Wednesday, April 30, 2008

Monday, April 28, 2008

1983 GHS Yearbook - A

OK... I'm not going to lie. The next project I've decided to tackle is going to be a challenge for me. But I think it will also be a good learning experience... force me to pay more attention to detail, build skills.

I recently read about a guy who decided to sketch everyone in his mother's 1968 high school yearbook. I figured since I'm coming up on my 25 high school reunion, it might be fun to do that for my own yearbook. 1983. The dark spectacles, the feathered hair, the polyester shirts, the wide collars, a walk back in time! The guy who did the other yearbook took a strictly cartoon approach. That's not quite my style, so here goes.

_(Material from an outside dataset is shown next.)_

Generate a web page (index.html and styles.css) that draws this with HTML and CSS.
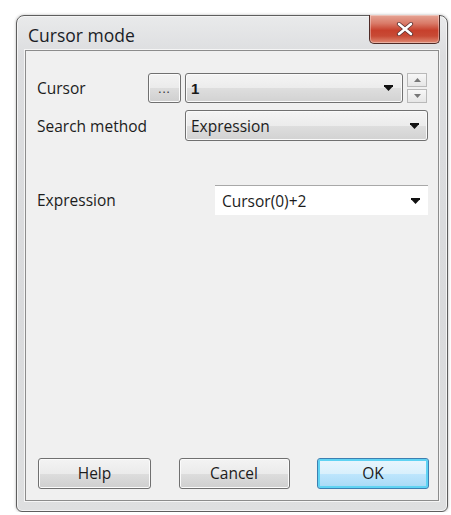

Luckily, I had a small high school class. Here are the "A"s .

Sunday, April 27, 2008

Timber Wolf #3

Saturday, April 26, 2008

Iron and Wine - The Shepard's Dog

From old 1980's favorites to my last record purchase - Iron and Wine. Iron and Wine is the recording name of Sam Beam, a singer/songwriter with a soft but eerie kind of voice and intelligent, poetic lyrics. I cannot get the song "Boy with the Coin" out of my head... it could be the rhythmic hand clapping, the deep lyrics or the darkness that's kind of rolling along underneath the tune. It's mesmerizing.

April Wine - Nature of the Beast

Once in awhile in high school, we would go to the local movie theater... which where I grew up was a half-hour drive from home. This was just enough time to listen through "Nature of the Beast" on the way there. The first side had the best four song lineup of any tape in my collection.

1. All Over Town
2. Telling Me Lies
3. Sign of the Gypsy Queen
4. Just Between You and Me.

Friday, April 25, 2008

Journey - Escape

It's hard to describe the epitome of coolness that was Journey in 1981 when this album was released. Nobody was cooler than Steve Perry in Jordache jeans, shirt open down to his belly button with hair that took at least an hour to blow dry and feather back properly.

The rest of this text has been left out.